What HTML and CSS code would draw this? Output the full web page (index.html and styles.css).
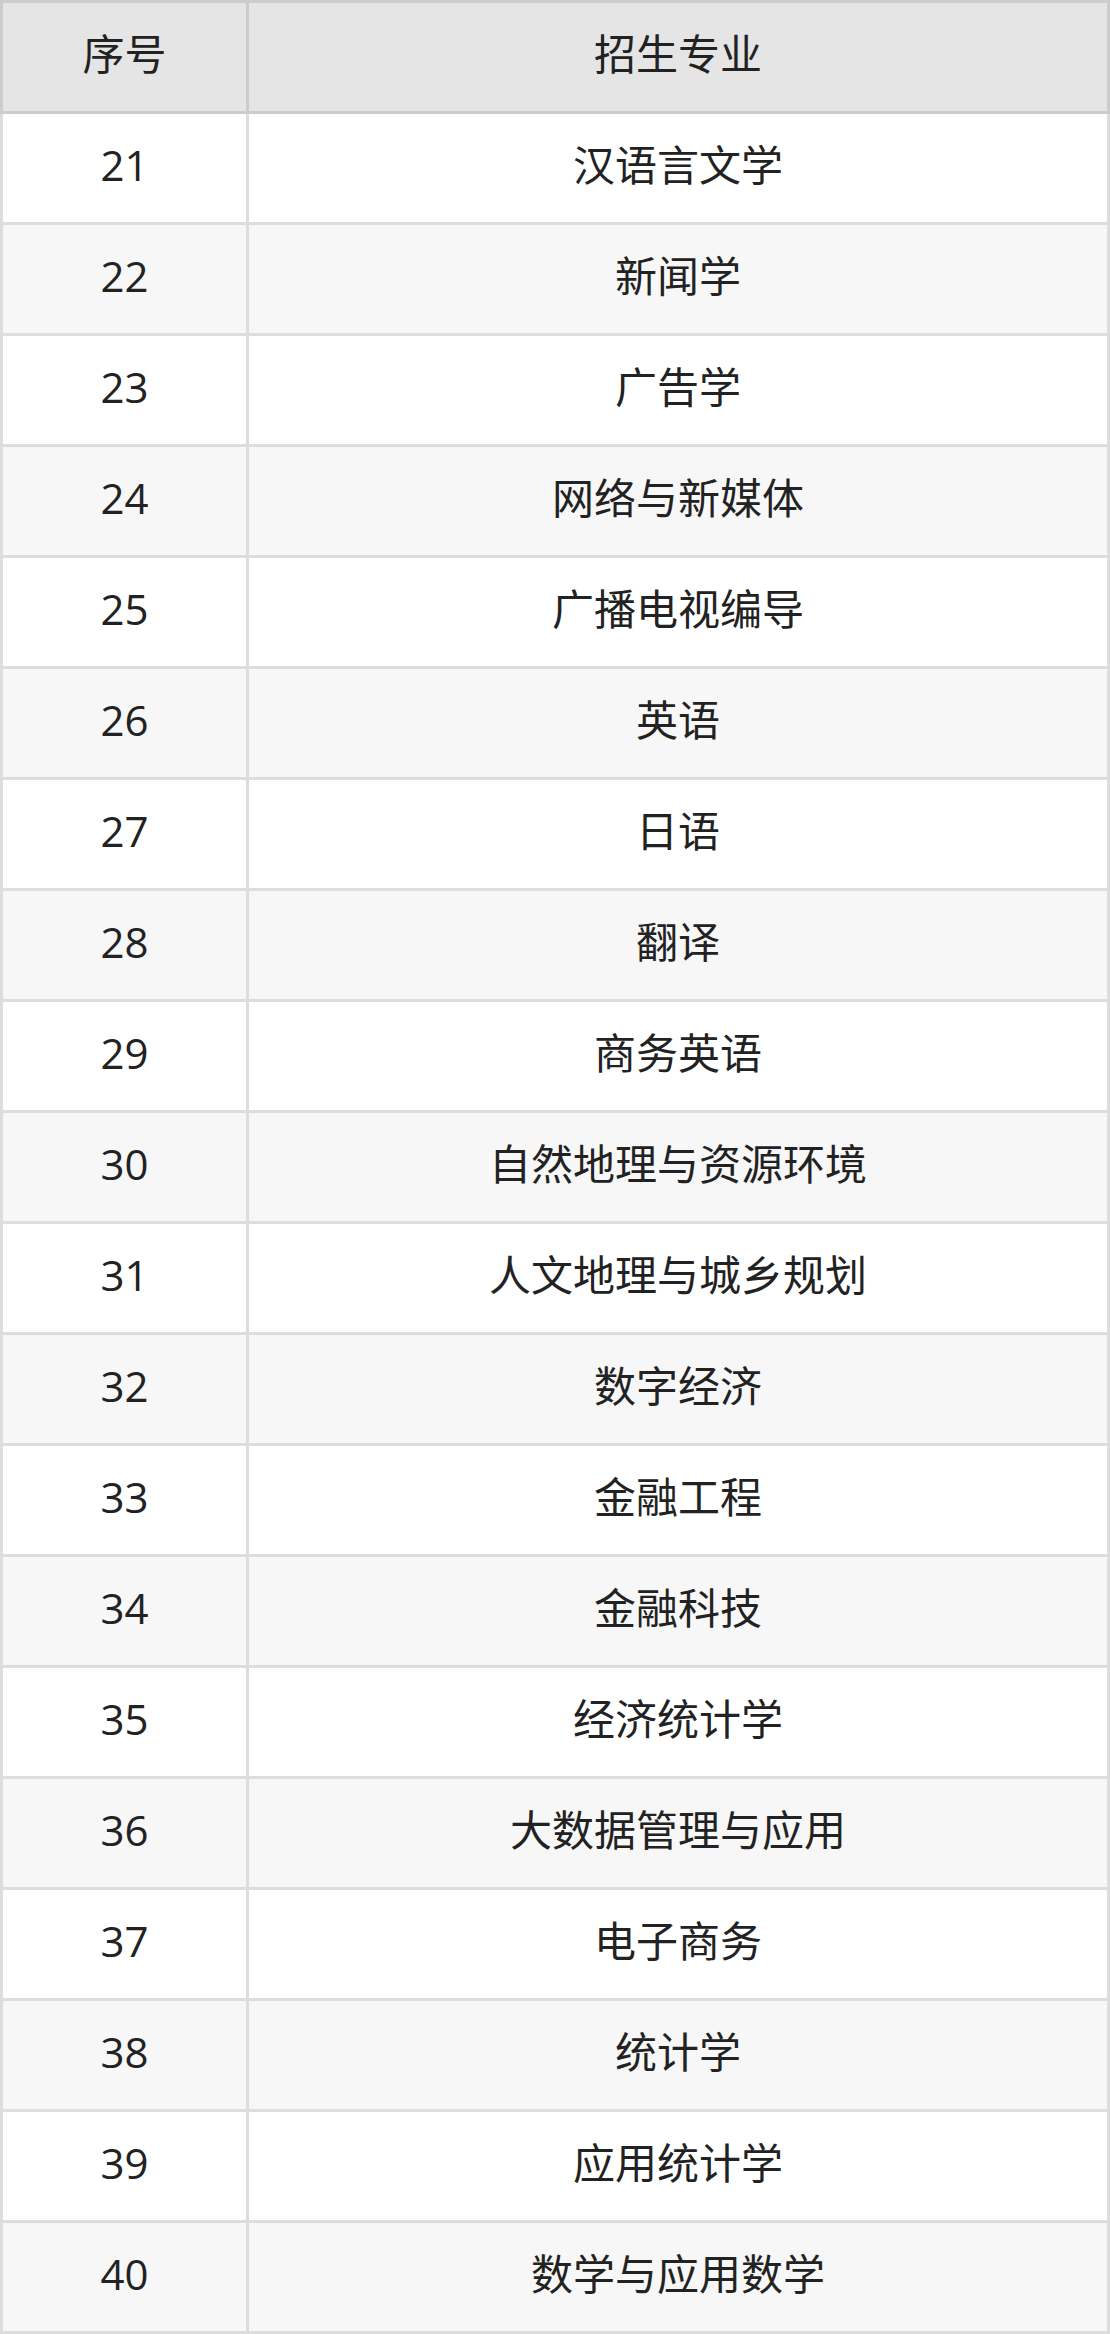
FILE: index.html
```html
<!DOCTYPE html>
<html lang="zh-CN">
<head>
<meta charset="utf-8">
<title>招生专业</title>
<link rel="stylesheet" href="styles.css">
</head>
<body>
<table class="majors">
  <colgroup><col class="col-no"><col class="col-name"></colgroup>
  <thead>
    <tr><th>序号</th><th>招生专业</th></tr>
  </thead>
  <tbody>
    <tr><td>21</td><td>汉语言文学</td></tr>
    <tr><td>22</td><td>新闻学</td></tr>
    <tr><td>23</td><td>广告学</td></tr>
    <tr><td>24</td><td>网络与新媒体</td></tr>
    <tr><td>25</td><td>广播电视编导</td></tr>
    <tr><td>26</td><td>英语</td></tr>
    <tr><td>27</td><td>日语</td></tr>
    <tr><td>28</td><td>翻译</td></tr>
    <tr><td>29</td><td>商务英语</td></tr>
    <tr><td>30</td><td>自然地理与资源环境</td></tr>
    <tr><td>31</td><td>人文地理与城乡规划</td></tr>
    <tr><td>32</td><td>数字经济</td></tr>
    <tr><td>33</td><td>金融工程</td></tr>
    <tr><td>34</td><td>金融科技</td></tr>
    <tr><td>35</td><td>经济统计学</td></tr>
    <tr><td>36</td><td>大数据管理与应用</td></tr>
    <tr><td>37</td><td>电子商务</td></tr>
    <tr><td>38</td><td>统计学</td></tr>
    <tr><td>39</td><td>应用统计学</td></tr>
    <tr><td>40</td><td>数学与应用数学</td></tr>
  </tbody>
</table>
</body>
</html>
```
FILE: styles.css
```css
html, body {
  margin: 0;
  padding: 0;
  background: #ffffff;
}
.majors {
  width: 1110px;
  border-collapse: collapse;
  table-layout: fixed;
  font-family: "Open Sans", "Noto Sans CJK SC", sans-serif;
  font-size: 42px;
  color: #222222;
}
.col-no { width: 246px; }
.majors th, .majors td {
  height: 102px;
  padding: 0 0 6px;
  text-align: center;
  vertical-align: middle;
  font-weight: normal;
  line-height: 1.2;
}
.majors th {
  background: #e5e5e5;
  border: 3px solid #cccccc;
}
.majors td {
  border: 3px solid #dddddd;
}
.majors tbody tr:nth-child(odd) td { background: #ffffff; }
.majors tbody tr:nth-child(even) td { background: #f7f7f7; }
```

**********

__Set task__: Give the data above again in full and unchanged, skipping the pictures.

__Final result__:
What HTML and CSS code would draw this? Output the full web page (index.html and styles.css).
FILE: index.html
```html
<!DOCTYPE html>
<html lang="zh-CN">
<head>
<meta charset="utf-8">
<title>招生专业</title>
<link rel="stylesheet" href="styles.css">
</head>
<body>
<table class="majors">
  <colgroup><col class="col-no"><col class="col-name"></colgroup>
  <thead>
    <tr><th>序号</th><th>招生专业</th></tr>
  </thead>
  <tbody>
    <tr><td>21</td><td>汉语言文学</td></tr>
    <tr><td>22</td><td>新闻学</td></tr>
    <tr><td>23</td><td>广告学</td></tr>
    <tr><td>24</td><td>网络与新媒体</td></tr>
    <tr><td>25</td><td>广播电视编导</td></tr>
    <tr><td>26</td><td>英语</td></tr>
    <tr><td>27</td><td>日语</td></tr>
    <tr><td>28</td><td>翻译</td></tr>
    <tr><td>29</td><td>商务英语</td></tr>
    <tr><td>30</td><td>自然地理与资源环境</td></tr>
    <tr><td>31</td><td>人文地理与城乡规划</td></tr>
    <tr><td>32</td><td>数字经济</td></tr>
    <tr><td>33</td><td>金融工程</td></tr>
    <tr><td>34</td><td>金融科技</td></tr>
    <tr><td>35</td><td>经济统计学</td></tr>
    <tr><td>36</td><td>大数据管理与应用</td></tr>
    <tr><td>37</td><td>电子商务</td></tr>
    <tr><td>38</td><td>统计学</td></tr>
    <tr><td>39</td><td>应用统计学</td></tr>
    <tr><td>40</td><td>数学与应用数学</td></tr>
  </tbody>
</table>
</body>
</html>
```
FILE: styles.css
```css
html, body {
  margin: 0;
  padding: 0;
  background: #ffffff;
}
.majors {
  width: 1110px;
  border-collapse: collapse;
  table-layout: fixed;
  font-family: "Open Sans", "Noto Sans CJK SC", sans-serif;
  font-size: 42px;
  color: #222222;
}
.col-no { width: 246px; }
.majors th, .majors td {
  height: 102px;
  padding: 0 0 6px;
  text-align: center;
  vertical-align: middle;
  font-weight: normal;
  line-height: 1.2;
}
.majors th {
  background: #e5e5e5;
  border: 3px solid #cccccc;
}
.majors td {
  border: 3px solid #dddddd;
}
.majors tbody tr:nth-child(odd) td { background: #ffffff; }
.majors tbody tr:nth-child(even) td { background: #f7f7f7; }
```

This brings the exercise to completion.